-------- DATA BLOCK --------

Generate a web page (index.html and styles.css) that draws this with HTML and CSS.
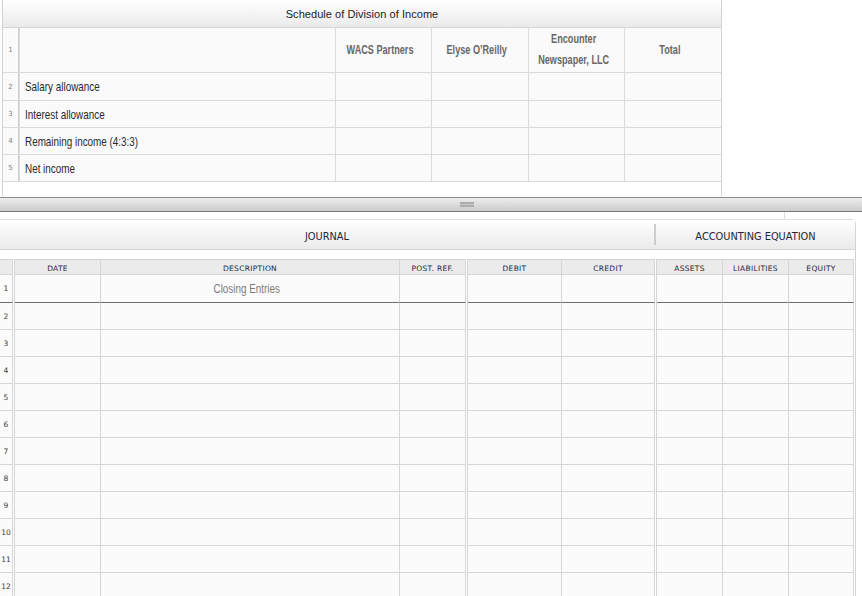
FILE: index.html
```html
<!DOCTYPE html>
<html>
<head>
<meta charset="utf-8">
<link rel="stylesheet" href="styles.css">
</head>
<body>
<section class="schedule">
  <div class="sched-title">Schedule of Division of Income</div>
  <div class="sched-grid">
    <div class="sc sc-num">1</div><div class="sc sc-label"></div>
    <div class="sc sc-head"><span class="nw">WACS Partners</span></div><div class="sc sc-head"><span class="nw">Elyse O’Reilly</span></div><div class="sc sc-head"><span class="nw">Encounter<br>Newspaper, LLC</span></div><div class="sc sc-head"><span class="nw">Total</span></div>
    <div class="sc sc-num">2</div><div class="sc sc-label"><span class="nw">Salary allowance</span></div><div class="sc"></div><div class="sc"></div><div class="sc"></div><div class="sc"></div>
    <div class="sc sc-num">3</div><div class="sc sc-label"><span class="nw">Interest allowance</span></div><div class="sc"></div><div class="sc"></div><div class="sc"></div><div class="sc"></div>
    <div class="sc sc-num">4</div><div class="sc sc-label"><span class="nw">Remaining income (4:3:3)</span></div><div class="sc"></div><div class="sc"></div><div class="sc"></div><div class="sc"></div>
    <div class="sc sc-num">5</div><div class="sc sc-label"><span class="nw">Net income</span></div><div class="sc"></div><div class="sc"></div><div class="sc"></div><div class="sc"></div>
  </div>
</section>
<div class="splitter"><span class="grip"></span></div>
<div class="tabstrip"><div class="tab-edge"></div></div>
<section class="journal">
  <div class="jhead">
    <div class="jh-journal">JOURNAL</div>
    <div class="jh-sep"></div>
    <div class="jh-eq">ACCOUNTING EQUATION</div>
  </div>
  <div class="jbody">
    <div class="jg jg-n">
      <div class="jc jh"></div>
      <div class="jc jn r1">1</div><div class="jc jn">2</div><div class="jc jn">3</div><div class="jc jn">4</div><div class="jc jn">5</div><div class="jc jn">6</div><div class="jc jn">7</div><div class="jc jn">8</div><div class="jc jn">9</div><div class="jc jn">10</div><div class="jc jn">11</div><div class="jc jn">12</div>
    </div>
    <div class="jg jg-a">
      <div class="jc jh">DATE</div><div class="jc jh">DESCRIPTION</div><div class="jc jh">POST. REF.</div>
      <div class="jc r1"></div><div class="jc r1 jdesc"><span class="nw">Closing Entries</span></div><div class="jc r1"></div>
      <div class="jc"></div><div class="jc"></div><div class="jc"></div>
      <div class="jc"></div><div class="jc"></div><div class="jc"></div>
      <div class="jc"></div><div class="jc"></div><div class="jc"></div>
      <div class="jc"></div><div class="jc"></div><div class="jc"></div>
      <div class="jc"></div><div class="jc"></div><div class="jc"></div>
      <div class="jc"></div><div class="jc"></div><div class="jc"></div>
      <div class="jc"></div><div class="jc"></div><div class="jc"></div>
      <div class="jc"></div><div class="jc"></div><div class="jc"></div>
      <div class="jc"></div><div class="jc"></div><div class="jc"></div>
      <div class="jc"></div><div class="jc"></div><div class="jc"></div>
      <div class="jc"></div><div class="jc"></div><div class="jc"></div>
    </div>
    <div class="jg jg-b">
      <div class="jc jh">DEBIT</div><div class="jc jh">CREDIT</div>
      <div class="jc r1"></div><div class="jc r1"></div>
      <div class="jc"></div><div class="jc"></div>
      <div class="jc"></div><div class="jc"></div>
      <div class="jc"></div><div class="jc"></div>
      <div class="jc"></div><div class="jc"></div>
      <div class="jc"></div><div class="jc"></div>
      <div class="jc"></div><div class="jc"></div>
      <div class="jc"></div><div class="jc"></div>
      <div class="jc"></div><div class="jc"></div>
      <div class="jc"></div><div class="jc"></div>
      <div class="jc"></div><div class="jc"></div>
      <div class="jc"></div><div class="jc"></div>
    </div>
    <div class="jg jg-c">
      <div class="jc jh">ASSETS</div><div class="jc jh">LIABILITIES</div><div class="jc jh">EQUITY</div>
      <div class="jc r1"></div><div class="jc r1"></div><div class="jc r1"></div>
      <div class="jc"></div><div class="jc"></div><div class="jc"></div>
      <div class="jc"></div><div class="jc"></div><div class="jc"></div>
      <div class="jc"></div><div class="jc"></div><div class="jc"></div>
      <div class="jc"></div><div class="jc"></div><div class="jc"></div>
      <div class="jc"></div><div class="jc"></div><div class="jc"></div>
      <div class="jc"></div><div class="jc"></div><div class="jc"></div>
      <div class="jc"></div><div class="jc"></div><div class="jc"></div>
      <div class="jc"></div><div class="jc"></div><div class="jc"></div>
      <div class="jc"></div><div class="jc"></div><div class="jc"></div>
      <div class="jc"></div><div class="jc"></div><div class="jc"></div>
      <div class="jc"></div><div class="jc"></div><div class="jc"></div>
    </div>
  </div>
</section>
</body>
</html>
```
FILE: styles.css
```css
* { box-sizing: border-box; }
html, body { margin: 0; padding: 0; }
body {
  width: 862px;
  height: 596px;
  overflow: hidden;
  background: #fff;
  font-family: "Liberation Sans", Arial, sans-serif;
}

/* narrow text: Arial scaled horizontally (Arial Narrow look) */
.nw {
  display: inline-block;
  white-space: nowrap;
  transform: scaleX(0.76);
}

/* ---------- schedule panel ---------- */
.schedule {
  margin-left: 2px;
  width: 720px;
  height: 197px;
  border-left: 1px solid #d2d2d2;
  border-right: 1px solid #d2d2d2;
  border-radius: 0 0 3px 3px;
  background: #fff;
}
.sched-title {
  height: 28px;
  border-bottom: 1px solid #d4d4d4;
  background: linear-gradient(#ffffff, #eaeaea);
  font: 11px/28px "Liberation Sans", Arial, sans-serif;
  letter-spacing: 0.05px;
  color: #1c1c1c;
  text-align: center;
}
.sched-grid {
  display: grid;
  grid-template-columns: 16px 315px 95px 96px 95px 96px;
  grid-template-rows: 44px 27px 26px 26px 26px;
  gap: 1px;
  background: #dadada;
  border-bottom: 1px solid #dadada;
}
.sc {
  background: #fafafa;
  display: flex;
  align-items: center;
}
.sc-num {
  border-right: 1px solid #cfcfcf;
  justify-content: center;
  font: 7px "DejaVu Sans", sans-serif;
  color: #7e7e7e;
}
.sc-label {
  padding-left: 5px;
  font-size: 13px;
  color: #2a2a2a;
}
.sc-label .nw { transform-origin: left center; }
.sc-head {
  justify-content: center;
  text-align: center;
  padding-right: 6px;
  font-weight: bold;
  font-size: 12px;
  line-height: 21px;
  color: #676767;
}

/* ---------- splitter ---------- */
.splitter {
  height: 15px;
  border-top: 1px solid #8d8d8d;
  border-bottom: 1px solid #7a7a7a;
  background: linear-gradient(#ececec, #cccccc);
  display: flex;
  align-items: center;
  padding-left: 460px;
}
.grip {
  width: 14px;
  height: 5px;
  border-top: 2px solid #acacac;
  border-bottom: 2px solid #acacac;
  background: #c9c9c9;
}
.tabstrip {
  height: 7px;
}
.tab-edge {
  width: 785px;
  height: 100%;
  border-right: 1px solid #dcdcdc;
}

/* ---------- journal panel ---------- */
.journal {
  width: 856px;
  border-top: 1px solid #dedede;
  border-right: 1px solid #d4d4d4;
  border-top-right-radius: 5px;
}
.jhead {
  display: flex;
  align-items: center;
  height: 30px;
  padding-top: 3px;
  border-bottom: 1px solid #d6d6d6;
  background: linear-gradient(#ffffff, #eaeaea);
  font: 9.8px "DejaVu Sans", sans-serif;
  color: #1d2637;
}
.jh-journal { width: 654px; text-align: center; }
.jh-sep { width: 2px; height: 21px; margin-top: -3px; background: #cdcdcd; }
.jh-eq { flex: 1; text-align: center; }

.jbody {
  display: flex;
  gap: 1px;
  padding-top: 9px;
}
.jg {
  display: grid;
  border-top: 1px solid #d4d4d4;
  grid-template-rows: 15px 28px;
  grid-auto-rows: 27px;
}
.jg-n { grid-template-columns: 13px; }
.jg-a { border-left: 1px solid #d4d4d4; grid-template-columns: 86px 299px 66px; }
.jg-b { border-left: 1px solid #d4d4d4; grid-template-columns: 94px 93px; }
.jg-c { border-left: 1px solid #d4d4d4; grid-template-columns: 66px 66px 65px; }

.jc {
  background: #fbfbfb;
  border-right: 1px solid #d6d6d6;
  border-bottom: 1px solid #d6d6d6;
}
.jh {
  background: #ebebeb;
  padding-top: 2px;
  font: 7.5px/13px "DejaVu Sans", sans-serif;
  letter-spacing: 0.3px;
  text-align: center;
  color: #1f2533;
}
.r1 { border-bottom-color: #6f6f6f; }
.jn {
  display: flex;
  align-items: center;
  justify-content: center;
  font: 7.5px "DejaVu Sans", sans-serif;
  color: #3a3a3a;
}
.jdesc {
  display: flex;
  align-items: center;
  justify-content: center;
  padding-right: 6px;
  font-size: 13px;
  color: #7b7b7b;
}
```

--------

## SET TASK
Lines containing "index" are to be counted. State the total and add nothing.

## REPLY TO THE TASK
2